What you are asked to do
Show all lines holding the string "components".

+++ Information supplied

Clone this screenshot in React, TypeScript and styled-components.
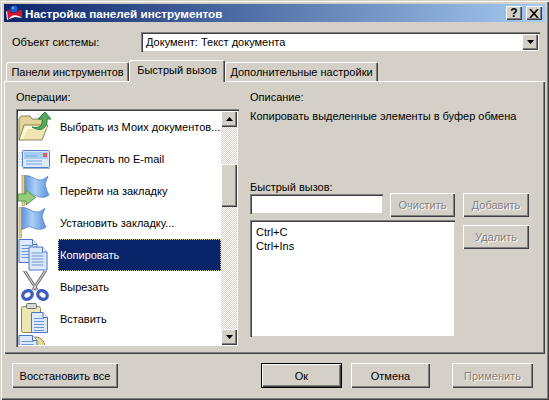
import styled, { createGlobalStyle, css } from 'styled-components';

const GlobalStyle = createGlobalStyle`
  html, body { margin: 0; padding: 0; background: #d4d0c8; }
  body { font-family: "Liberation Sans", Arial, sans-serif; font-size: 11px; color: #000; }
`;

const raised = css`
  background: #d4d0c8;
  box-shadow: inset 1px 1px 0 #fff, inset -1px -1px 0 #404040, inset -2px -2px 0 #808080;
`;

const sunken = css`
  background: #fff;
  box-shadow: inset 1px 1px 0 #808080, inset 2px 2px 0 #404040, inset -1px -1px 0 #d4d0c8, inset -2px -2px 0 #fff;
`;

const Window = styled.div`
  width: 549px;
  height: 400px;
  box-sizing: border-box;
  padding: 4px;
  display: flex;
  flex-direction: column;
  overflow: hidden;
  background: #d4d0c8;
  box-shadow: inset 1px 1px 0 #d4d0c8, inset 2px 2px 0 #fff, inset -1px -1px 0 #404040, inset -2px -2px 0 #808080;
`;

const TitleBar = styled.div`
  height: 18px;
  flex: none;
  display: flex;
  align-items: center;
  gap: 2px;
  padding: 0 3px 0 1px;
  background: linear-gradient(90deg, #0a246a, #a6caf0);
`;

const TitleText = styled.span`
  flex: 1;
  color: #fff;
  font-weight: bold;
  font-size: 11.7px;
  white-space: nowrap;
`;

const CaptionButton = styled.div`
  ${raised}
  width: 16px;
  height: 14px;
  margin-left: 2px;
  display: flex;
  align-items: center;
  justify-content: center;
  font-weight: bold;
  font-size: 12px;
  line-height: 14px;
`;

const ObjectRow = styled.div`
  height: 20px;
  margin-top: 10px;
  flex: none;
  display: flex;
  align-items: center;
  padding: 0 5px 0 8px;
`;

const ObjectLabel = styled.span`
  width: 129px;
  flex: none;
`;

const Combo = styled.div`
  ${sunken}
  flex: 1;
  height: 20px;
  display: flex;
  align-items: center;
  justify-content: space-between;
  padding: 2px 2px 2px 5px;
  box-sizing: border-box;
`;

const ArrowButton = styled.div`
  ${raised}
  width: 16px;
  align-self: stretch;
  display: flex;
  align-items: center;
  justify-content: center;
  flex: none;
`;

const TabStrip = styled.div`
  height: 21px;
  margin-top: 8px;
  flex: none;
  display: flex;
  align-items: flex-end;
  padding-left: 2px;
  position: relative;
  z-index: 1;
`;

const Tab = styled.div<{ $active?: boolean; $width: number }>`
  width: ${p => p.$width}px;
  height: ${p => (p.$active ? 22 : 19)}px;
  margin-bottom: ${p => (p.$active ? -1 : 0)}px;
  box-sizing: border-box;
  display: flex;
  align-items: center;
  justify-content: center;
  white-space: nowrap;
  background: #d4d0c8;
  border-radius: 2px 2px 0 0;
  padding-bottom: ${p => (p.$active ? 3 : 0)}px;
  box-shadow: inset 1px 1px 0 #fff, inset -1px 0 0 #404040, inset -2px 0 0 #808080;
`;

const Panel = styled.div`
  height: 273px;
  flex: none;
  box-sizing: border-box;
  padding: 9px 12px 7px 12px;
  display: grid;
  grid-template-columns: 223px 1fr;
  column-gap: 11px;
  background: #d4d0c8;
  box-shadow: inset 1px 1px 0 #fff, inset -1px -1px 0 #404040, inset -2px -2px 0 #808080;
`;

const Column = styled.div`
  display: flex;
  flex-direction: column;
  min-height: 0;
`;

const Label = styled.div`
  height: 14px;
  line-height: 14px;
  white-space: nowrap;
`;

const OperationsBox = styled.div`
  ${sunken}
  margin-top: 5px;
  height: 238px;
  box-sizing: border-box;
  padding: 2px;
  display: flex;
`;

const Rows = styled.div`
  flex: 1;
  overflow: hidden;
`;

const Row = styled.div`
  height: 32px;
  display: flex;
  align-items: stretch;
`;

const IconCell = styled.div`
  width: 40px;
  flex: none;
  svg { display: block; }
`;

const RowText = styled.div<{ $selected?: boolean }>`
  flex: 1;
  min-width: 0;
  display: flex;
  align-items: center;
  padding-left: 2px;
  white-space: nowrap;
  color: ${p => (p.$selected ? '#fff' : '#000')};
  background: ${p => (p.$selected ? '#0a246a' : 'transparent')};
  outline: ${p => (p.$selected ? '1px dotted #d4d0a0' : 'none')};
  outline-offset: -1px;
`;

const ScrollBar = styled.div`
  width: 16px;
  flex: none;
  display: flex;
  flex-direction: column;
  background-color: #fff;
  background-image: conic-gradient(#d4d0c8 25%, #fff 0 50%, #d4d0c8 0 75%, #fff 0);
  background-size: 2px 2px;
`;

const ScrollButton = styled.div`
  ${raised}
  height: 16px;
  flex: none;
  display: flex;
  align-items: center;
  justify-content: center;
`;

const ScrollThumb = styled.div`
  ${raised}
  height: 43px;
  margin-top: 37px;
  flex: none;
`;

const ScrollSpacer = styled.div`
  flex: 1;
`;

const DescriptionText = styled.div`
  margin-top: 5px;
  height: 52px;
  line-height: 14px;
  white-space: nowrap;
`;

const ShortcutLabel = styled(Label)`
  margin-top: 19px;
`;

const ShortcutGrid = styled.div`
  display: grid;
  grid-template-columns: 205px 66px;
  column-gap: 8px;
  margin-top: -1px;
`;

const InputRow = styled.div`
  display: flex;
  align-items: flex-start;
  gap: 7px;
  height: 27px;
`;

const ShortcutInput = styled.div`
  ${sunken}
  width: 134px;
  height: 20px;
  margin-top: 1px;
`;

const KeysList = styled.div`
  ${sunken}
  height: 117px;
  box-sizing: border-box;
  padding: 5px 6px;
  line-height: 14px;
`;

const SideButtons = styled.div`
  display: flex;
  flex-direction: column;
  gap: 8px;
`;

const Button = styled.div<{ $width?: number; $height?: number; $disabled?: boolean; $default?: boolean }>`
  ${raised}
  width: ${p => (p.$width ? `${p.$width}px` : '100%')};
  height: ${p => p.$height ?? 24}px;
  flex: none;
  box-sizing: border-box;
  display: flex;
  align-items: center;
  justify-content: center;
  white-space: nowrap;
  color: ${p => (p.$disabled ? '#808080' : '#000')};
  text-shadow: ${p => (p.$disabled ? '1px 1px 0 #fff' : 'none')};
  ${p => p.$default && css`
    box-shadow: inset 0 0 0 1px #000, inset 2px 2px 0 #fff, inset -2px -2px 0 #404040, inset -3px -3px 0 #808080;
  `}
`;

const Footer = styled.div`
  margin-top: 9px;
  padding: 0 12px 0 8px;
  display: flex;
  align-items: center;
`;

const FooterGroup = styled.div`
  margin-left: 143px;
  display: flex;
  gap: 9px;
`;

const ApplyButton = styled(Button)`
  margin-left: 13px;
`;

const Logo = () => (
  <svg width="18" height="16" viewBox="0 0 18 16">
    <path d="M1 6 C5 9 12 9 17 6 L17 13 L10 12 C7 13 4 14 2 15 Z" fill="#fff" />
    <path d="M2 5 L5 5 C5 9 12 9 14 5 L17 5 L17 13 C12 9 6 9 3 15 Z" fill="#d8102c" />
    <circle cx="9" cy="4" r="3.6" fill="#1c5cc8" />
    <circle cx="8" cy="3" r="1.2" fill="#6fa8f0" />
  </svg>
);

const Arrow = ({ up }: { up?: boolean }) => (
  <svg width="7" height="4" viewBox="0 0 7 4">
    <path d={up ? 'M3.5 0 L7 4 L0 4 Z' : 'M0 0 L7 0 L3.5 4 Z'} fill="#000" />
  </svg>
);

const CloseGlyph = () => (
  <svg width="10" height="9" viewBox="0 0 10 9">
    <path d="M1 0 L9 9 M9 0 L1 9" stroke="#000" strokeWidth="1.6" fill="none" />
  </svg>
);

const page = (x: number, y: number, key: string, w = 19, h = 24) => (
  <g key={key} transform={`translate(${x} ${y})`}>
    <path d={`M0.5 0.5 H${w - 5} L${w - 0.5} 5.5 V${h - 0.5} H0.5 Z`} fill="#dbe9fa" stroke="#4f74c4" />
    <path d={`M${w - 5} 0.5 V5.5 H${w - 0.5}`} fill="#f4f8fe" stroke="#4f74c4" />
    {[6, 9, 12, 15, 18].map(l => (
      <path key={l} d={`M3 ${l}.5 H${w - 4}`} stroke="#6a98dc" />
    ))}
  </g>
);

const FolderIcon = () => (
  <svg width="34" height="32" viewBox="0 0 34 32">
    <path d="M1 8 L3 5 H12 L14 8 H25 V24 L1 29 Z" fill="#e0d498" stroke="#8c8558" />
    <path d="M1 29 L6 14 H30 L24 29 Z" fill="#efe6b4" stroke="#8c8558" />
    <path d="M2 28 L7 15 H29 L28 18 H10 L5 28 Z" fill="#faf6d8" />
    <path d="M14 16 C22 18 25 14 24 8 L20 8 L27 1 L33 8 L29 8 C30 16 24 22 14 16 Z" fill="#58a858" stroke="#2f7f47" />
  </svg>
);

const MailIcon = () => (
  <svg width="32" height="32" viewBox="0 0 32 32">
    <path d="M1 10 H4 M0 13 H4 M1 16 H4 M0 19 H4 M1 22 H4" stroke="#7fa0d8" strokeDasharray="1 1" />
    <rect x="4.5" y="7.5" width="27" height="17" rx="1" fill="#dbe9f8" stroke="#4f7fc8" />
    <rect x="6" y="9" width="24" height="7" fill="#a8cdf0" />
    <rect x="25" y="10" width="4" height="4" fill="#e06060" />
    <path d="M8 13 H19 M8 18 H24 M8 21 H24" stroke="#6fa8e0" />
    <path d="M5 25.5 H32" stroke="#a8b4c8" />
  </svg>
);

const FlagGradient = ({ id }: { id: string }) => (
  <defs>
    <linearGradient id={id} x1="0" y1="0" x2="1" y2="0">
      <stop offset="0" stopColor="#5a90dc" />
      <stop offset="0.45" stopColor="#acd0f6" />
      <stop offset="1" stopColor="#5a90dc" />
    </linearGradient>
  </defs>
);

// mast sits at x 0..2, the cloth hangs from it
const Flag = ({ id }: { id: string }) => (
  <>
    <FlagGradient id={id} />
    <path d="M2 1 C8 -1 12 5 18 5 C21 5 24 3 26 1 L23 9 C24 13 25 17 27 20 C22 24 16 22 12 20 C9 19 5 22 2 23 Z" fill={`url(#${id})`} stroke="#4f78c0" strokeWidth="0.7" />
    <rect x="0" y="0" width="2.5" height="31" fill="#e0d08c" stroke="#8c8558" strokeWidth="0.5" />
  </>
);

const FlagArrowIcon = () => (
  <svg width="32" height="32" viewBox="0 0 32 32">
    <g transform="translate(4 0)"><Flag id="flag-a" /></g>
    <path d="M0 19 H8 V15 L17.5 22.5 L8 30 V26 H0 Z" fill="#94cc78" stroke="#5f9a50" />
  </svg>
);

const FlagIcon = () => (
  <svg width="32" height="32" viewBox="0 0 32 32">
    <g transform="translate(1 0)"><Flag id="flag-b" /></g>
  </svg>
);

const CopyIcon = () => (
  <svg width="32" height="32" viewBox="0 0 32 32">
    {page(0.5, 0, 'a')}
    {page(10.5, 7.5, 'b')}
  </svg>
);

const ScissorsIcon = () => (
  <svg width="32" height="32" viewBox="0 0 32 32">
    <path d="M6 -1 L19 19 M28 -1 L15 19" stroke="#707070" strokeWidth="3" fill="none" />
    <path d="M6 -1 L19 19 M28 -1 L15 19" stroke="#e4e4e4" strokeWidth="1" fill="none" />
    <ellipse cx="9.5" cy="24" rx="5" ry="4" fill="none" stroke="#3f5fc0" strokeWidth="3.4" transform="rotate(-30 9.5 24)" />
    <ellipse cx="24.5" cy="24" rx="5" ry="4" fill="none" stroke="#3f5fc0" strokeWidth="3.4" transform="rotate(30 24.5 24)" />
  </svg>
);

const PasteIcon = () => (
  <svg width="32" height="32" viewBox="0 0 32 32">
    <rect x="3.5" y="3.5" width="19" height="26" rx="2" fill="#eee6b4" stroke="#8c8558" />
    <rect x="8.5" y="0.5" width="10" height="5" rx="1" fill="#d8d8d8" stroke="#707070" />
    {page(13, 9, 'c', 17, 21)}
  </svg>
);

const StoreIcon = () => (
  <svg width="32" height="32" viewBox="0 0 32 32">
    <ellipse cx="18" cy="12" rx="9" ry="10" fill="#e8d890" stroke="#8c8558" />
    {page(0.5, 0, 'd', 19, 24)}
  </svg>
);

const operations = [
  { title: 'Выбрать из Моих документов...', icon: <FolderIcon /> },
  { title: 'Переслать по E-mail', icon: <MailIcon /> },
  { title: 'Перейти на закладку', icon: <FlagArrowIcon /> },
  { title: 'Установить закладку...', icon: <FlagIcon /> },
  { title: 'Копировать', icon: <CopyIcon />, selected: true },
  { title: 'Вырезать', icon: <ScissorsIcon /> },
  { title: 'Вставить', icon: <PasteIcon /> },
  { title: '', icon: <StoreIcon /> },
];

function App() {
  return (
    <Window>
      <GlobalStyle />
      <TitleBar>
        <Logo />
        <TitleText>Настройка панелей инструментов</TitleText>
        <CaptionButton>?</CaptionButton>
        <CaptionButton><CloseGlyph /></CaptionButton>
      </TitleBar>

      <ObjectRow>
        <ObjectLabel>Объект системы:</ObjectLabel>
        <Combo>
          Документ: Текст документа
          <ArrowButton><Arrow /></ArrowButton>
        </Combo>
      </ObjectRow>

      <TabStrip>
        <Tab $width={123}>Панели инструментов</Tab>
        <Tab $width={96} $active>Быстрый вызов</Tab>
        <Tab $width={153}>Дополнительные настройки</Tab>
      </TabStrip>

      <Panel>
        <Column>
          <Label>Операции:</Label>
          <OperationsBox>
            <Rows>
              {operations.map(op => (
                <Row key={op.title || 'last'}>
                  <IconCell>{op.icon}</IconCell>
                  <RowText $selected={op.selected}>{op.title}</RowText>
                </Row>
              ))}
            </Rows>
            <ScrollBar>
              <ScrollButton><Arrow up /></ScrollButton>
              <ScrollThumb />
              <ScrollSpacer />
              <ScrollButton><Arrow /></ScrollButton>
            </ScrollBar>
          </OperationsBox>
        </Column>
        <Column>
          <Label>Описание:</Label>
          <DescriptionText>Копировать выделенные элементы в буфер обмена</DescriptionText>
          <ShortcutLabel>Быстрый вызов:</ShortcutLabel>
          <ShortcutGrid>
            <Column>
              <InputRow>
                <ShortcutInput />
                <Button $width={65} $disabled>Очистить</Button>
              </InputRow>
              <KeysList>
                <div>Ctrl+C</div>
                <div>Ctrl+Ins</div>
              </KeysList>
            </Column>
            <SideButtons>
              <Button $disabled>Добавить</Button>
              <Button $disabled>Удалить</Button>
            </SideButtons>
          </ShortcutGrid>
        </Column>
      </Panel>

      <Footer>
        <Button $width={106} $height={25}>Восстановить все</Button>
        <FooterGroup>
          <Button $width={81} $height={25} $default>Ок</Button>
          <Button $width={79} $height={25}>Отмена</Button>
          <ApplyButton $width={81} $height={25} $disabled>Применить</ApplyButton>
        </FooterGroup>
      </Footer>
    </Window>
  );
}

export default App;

++++++
+++ Information supplied

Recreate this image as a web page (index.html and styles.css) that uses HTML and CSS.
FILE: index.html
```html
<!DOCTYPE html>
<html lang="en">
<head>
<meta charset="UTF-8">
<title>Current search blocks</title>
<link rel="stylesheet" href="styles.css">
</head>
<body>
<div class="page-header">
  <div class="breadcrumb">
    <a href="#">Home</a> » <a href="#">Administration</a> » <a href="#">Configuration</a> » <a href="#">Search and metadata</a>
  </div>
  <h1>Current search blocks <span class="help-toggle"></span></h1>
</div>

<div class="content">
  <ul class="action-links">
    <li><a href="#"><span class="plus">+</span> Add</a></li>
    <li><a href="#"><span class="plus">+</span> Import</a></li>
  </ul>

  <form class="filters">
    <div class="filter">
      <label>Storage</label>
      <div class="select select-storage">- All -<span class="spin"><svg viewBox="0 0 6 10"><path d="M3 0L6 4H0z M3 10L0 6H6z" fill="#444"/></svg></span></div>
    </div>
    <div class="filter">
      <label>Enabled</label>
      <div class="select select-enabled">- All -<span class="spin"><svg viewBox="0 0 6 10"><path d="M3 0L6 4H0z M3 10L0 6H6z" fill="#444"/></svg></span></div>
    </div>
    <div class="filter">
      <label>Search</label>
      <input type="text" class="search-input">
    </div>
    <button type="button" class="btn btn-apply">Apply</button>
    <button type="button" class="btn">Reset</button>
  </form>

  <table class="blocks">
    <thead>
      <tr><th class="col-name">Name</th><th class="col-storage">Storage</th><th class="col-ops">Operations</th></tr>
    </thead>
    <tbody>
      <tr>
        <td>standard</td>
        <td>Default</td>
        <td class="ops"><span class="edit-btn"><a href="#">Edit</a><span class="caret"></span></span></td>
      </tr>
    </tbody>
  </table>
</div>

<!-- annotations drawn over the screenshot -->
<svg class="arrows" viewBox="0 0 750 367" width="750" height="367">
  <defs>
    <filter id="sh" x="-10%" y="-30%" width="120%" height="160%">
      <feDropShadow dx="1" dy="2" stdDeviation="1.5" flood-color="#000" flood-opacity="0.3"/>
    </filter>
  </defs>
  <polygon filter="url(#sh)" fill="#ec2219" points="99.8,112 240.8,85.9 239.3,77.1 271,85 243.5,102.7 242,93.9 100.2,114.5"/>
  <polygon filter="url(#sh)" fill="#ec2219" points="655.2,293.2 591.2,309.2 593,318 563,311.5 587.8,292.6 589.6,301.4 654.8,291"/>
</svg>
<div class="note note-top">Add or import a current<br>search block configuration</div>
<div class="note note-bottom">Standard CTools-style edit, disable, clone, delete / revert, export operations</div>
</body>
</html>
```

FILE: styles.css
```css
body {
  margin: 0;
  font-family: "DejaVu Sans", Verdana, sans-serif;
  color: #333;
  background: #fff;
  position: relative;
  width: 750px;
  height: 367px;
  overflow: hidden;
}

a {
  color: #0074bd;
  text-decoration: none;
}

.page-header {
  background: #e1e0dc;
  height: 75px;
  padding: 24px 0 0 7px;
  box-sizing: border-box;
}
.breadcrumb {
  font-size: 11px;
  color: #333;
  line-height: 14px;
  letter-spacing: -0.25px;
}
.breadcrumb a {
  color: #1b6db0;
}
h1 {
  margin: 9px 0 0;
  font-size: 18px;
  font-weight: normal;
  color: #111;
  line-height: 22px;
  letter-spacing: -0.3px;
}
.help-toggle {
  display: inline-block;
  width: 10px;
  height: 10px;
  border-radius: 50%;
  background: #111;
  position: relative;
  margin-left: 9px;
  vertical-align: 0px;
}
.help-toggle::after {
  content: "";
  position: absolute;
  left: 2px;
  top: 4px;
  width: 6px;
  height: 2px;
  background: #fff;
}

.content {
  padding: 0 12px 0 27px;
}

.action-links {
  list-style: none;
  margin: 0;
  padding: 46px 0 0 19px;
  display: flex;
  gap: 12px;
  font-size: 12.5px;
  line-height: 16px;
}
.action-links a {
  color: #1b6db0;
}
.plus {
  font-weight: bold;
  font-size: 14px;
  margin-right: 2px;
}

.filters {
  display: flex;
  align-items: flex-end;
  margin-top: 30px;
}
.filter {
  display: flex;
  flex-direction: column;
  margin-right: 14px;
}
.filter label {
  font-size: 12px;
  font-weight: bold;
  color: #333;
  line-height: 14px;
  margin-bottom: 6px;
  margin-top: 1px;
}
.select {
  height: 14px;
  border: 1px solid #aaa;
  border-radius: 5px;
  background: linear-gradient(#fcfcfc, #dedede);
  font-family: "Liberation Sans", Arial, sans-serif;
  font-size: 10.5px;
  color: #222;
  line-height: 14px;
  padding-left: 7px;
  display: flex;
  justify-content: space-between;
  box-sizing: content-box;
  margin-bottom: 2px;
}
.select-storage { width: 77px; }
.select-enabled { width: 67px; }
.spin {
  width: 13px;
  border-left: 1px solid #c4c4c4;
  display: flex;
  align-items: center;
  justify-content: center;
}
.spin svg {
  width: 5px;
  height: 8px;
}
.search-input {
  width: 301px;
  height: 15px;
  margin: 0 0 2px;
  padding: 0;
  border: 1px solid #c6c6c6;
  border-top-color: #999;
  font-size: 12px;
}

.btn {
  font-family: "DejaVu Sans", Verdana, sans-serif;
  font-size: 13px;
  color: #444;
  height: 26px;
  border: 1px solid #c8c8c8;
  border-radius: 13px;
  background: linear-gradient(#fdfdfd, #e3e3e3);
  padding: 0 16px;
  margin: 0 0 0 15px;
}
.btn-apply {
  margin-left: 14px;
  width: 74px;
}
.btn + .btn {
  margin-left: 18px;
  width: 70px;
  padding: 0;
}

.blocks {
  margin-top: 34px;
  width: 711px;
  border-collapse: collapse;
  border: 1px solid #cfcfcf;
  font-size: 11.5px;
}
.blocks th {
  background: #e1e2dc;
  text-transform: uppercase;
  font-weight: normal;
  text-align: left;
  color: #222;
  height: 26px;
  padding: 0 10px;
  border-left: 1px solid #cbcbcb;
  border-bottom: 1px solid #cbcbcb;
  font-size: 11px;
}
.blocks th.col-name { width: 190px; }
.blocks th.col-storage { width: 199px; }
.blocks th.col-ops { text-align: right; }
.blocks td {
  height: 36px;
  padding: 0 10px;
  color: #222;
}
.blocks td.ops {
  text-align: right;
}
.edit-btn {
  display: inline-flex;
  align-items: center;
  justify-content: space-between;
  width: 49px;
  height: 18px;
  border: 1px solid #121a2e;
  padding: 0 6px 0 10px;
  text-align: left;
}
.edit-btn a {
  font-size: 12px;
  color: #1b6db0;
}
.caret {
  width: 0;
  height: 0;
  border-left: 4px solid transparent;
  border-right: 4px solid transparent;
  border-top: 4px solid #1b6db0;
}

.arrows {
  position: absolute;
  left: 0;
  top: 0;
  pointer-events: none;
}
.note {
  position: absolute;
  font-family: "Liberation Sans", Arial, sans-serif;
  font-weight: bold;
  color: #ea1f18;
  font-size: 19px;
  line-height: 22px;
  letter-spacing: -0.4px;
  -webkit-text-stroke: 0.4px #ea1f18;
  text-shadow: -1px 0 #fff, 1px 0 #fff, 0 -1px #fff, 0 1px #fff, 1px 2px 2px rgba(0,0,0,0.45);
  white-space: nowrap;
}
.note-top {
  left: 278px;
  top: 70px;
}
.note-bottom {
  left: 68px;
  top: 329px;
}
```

++++++
+++ Information supplied

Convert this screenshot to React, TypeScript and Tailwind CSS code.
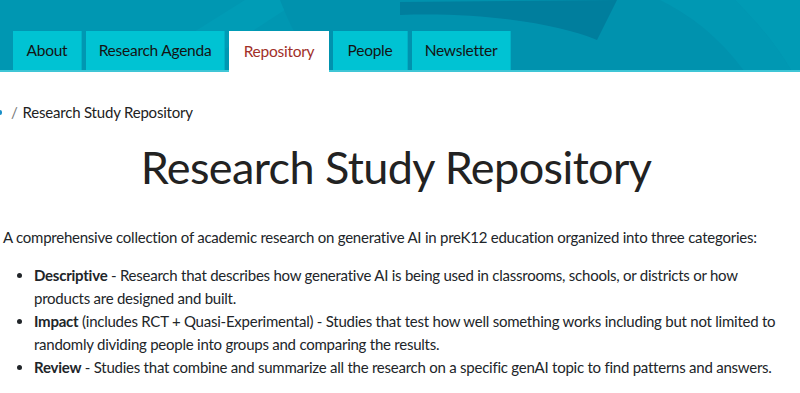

++++++

The reply
Clone this screenshot in React, TypeScript and styled-components.
import styled, { createGlobalStyle, css } from 'styled-components';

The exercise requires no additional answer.